**What you should do**
Below you will find a set of lines. Repeat them all exactly.
Material provided start
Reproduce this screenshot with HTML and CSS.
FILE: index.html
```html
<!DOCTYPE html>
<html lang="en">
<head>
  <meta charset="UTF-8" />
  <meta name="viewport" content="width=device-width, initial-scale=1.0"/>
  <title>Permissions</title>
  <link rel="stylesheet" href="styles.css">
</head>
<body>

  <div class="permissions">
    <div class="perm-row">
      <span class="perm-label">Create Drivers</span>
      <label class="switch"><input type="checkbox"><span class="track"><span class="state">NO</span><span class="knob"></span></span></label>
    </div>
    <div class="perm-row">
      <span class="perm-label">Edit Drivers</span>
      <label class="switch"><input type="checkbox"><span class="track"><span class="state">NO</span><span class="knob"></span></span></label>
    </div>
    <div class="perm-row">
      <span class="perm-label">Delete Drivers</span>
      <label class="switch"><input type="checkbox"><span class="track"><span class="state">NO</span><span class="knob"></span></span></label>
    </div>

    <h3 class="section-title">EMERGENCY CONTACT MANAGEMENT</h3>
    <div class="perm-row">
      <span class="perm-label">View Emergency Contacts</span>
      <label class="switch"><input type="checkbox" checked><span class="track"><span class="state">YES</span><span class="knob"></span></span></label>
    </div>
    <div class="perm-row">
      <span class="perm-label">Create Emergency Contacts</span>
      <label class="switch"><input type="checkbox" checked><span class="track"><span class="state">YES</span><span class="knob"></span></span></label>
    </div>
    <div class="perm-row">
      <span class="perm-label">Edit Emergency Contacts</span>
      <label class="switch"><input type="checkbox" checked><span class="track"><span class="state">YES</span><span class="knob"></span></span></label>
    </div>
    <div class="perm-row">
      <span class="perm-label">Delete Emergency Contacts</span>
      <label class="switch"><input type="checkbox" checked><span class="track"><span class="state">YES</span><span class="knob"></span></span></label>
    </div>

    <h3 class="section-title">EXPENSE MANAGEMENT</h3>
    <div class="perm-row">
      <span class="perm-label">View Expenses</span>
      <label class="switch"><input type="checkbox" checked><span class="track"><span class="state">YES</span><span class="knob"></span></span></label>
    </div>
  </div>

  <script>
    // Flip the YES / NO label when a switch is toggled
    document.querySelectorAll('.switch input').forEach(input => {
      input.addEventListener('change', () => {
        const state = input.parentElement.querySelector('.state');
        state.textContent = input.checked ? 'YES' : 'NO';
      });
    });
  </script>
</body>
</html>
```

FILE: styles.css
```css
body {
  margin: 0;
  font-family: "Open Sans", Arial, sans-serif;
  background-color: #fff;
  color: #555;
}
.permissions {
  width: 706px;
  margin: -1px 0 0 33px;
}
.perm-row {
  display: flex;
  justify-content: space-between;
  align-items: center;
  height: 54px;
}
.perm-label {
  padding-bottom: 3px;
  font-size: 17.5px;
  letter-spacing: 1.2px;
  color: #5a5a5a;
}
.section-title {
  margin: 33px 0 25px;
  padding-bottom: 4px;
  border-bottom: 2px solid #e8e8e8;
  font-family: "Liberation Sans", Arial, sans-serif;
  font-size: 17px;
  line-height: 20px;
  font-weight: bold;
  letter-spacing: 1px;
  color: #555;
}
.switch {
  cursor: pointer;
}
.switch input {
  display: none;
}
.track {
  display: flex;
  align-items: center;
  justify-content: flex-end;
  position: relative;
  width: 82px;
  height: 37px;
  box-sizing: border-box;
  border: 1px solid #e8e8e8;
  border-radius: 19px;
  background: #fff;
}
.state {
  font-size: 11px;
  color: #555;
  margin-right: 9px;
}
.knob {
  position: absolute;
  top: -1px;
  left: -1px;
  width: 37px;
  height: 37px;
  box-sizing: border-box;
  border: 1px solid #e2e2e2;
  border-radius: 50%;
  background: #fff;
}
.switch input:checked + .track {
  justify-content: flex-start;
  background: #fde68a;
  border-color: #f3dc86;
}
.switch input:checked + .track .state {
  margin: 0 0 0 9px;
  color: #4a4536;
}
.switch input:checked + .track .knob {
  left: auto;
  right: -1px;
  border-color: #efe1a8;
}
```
Material provided end
**Reply**
Reproduce this screenshot with HTML and CSS.
FILE: index.html
```html
<!DOCTYPE html>
<html lang="en">
<head>
  <meta charset="UTF-8" />
  <meta name="viewport" content="width=device-width, initial-scale=1.0"/>
  <title>Permissions</title>
  <link rel="stylesheet" href="styles.css">
</head>
<body>

  <div class="permissions">
    <div class="perm-row">
      <span class="perm-label">Create Drivers</span>
      <label class="switch"><input type="checkbox"><span class="track"><span class="state">NO</span><span class="knob"></span></span></label>
    </div>
    <div class="perm-row">
      <span class="perm-label">Edit Drivers</span>
      <label class="switch"><input type="checkbox"><span class="track"><span class="state">NO</span><span class="knob"></span></span></label>
    </div>
    <div class="perm-row">
      <span class="perm-label">Delete Drivers</span>
      <label class="switch"><input type="checkbox"><span class="track"><span class="state">NO</span><span class="knob"></span></span></label>
    </div>

    <h3 class="section-title">EMERGENCY CONTACT MANAGEMENT</h3>
    <div class="perm-row">
      <span class="perm-label">View Emergency Contacts</span>
      <label class="switch"><input type="checkbox" checked><span class="track"><span class="state">YES</span><span class="knob"></span></span></label>
    </div>
    <div class="perm-row">
      <span class="perm-label">Create Emergency Contacts</span>
      <label class="switch"><input type="checkbox" checked><span class="track"><span class="state">YES</span><span class="knob"></span></span></label>
    </div>
    <div class="perm-row">
      <span class="perm-label">Edit Emergency Contacts</span>
      <label class="switch"><input type="checkbox" checked><span class="track"><span class="state">YES</span><span class="knob"></span></span></label>
    </div>
    <div class="perm-row">
      <span class="perm-label">Delete Emergency Contacts</span>
      <label class="switch"><input type="checkbox" checked><span class="track"><span class="state">YES</span><span class="knob"></span></span></label>
    </div>

    <h3 class="section-title">EXPENSE MANAGEMENT</h3>
    <div class="perm-row">
      <span class="perm-label">View Expenses</span>
      <label class="switch"><input type="checkbox" checked><span class="track"><span class="state">YES</span><span class="knob"></span></span></label>
    </div>
  </div>

  <script>
    // Flip the YES / NO label when a switch is toggled
    document.querySelectorAll('.switch input').forEach(input => {
      input.addEventListener('change', () => {
        const state = input.parentElement.querySelector('.state');
        state.textContent = input.checked ? 'YES' : 'NO';
      });
    });
  </script>
</body>
</html>
```

FILE: styles.css
```css
body {
  margin: 0;
  font-family: "Open Sans", Arial, sans-serif;
  background-color: #fff;
  color: #555;
}
.permissions {
  width: 706px;
  margin: -1px 0 0 33px;
}
.perm-row {
  display: flex;
  justify-content: space-between;
  align-items: center;
  height: 54px;
}
.perm-label {
  padding-bottom: 3px;
  font-size: 17.5px;
  letter-spacing: 1.2px;
  color: #5a5a5a;
}
.section-title {
  margin: 33px 0 25px;
  padding-bottom: 4px;
  border-bottom: 2px solid #e8e8e8;
  font-family: "Liberation Sans", Arial, sans-serif;
  font-size: 17px;
  line-height: 20px;
  font-weight: bold;
  letter-spacing: 1px;
  color: #555;
}
.switch {
  cursor: pointer;
}
.switch input {
  display: none;
}
.track {
  display: flex;
  align-items: center;
  justify-content: flex-end;
  position: relative;
  width: 82px;
  height: 37px;
  box-sizing: border-box;
  border: 1px solid #e8e8e8;
  border-radius: 19px;
  background: #fff;
}
.state {
  font-size: 11px;
  color: #555;
  margin-right: 9px;
}
.knob {
  position: absolute;
  top: -1px;
  left: -1px;
  width: 37px;
  height: 37px;
  box-sizing: border-box;
  border: 1px solid #e2e2e2;
  border-radius: 50%;
  background: #fff;
}
.switch input:checked + .track {
  justify-content: flex-start;
  background: #fde68a;
  border-color: #f3dc86;
}
.switch input:checked + .track .state {
  margin: 0 0 0 9px;
  color: #4a4536;
}
.switch input:checked + .track .knob {
  left: auto;
  right: -1px;
  border-color: #efe1a8;
}
```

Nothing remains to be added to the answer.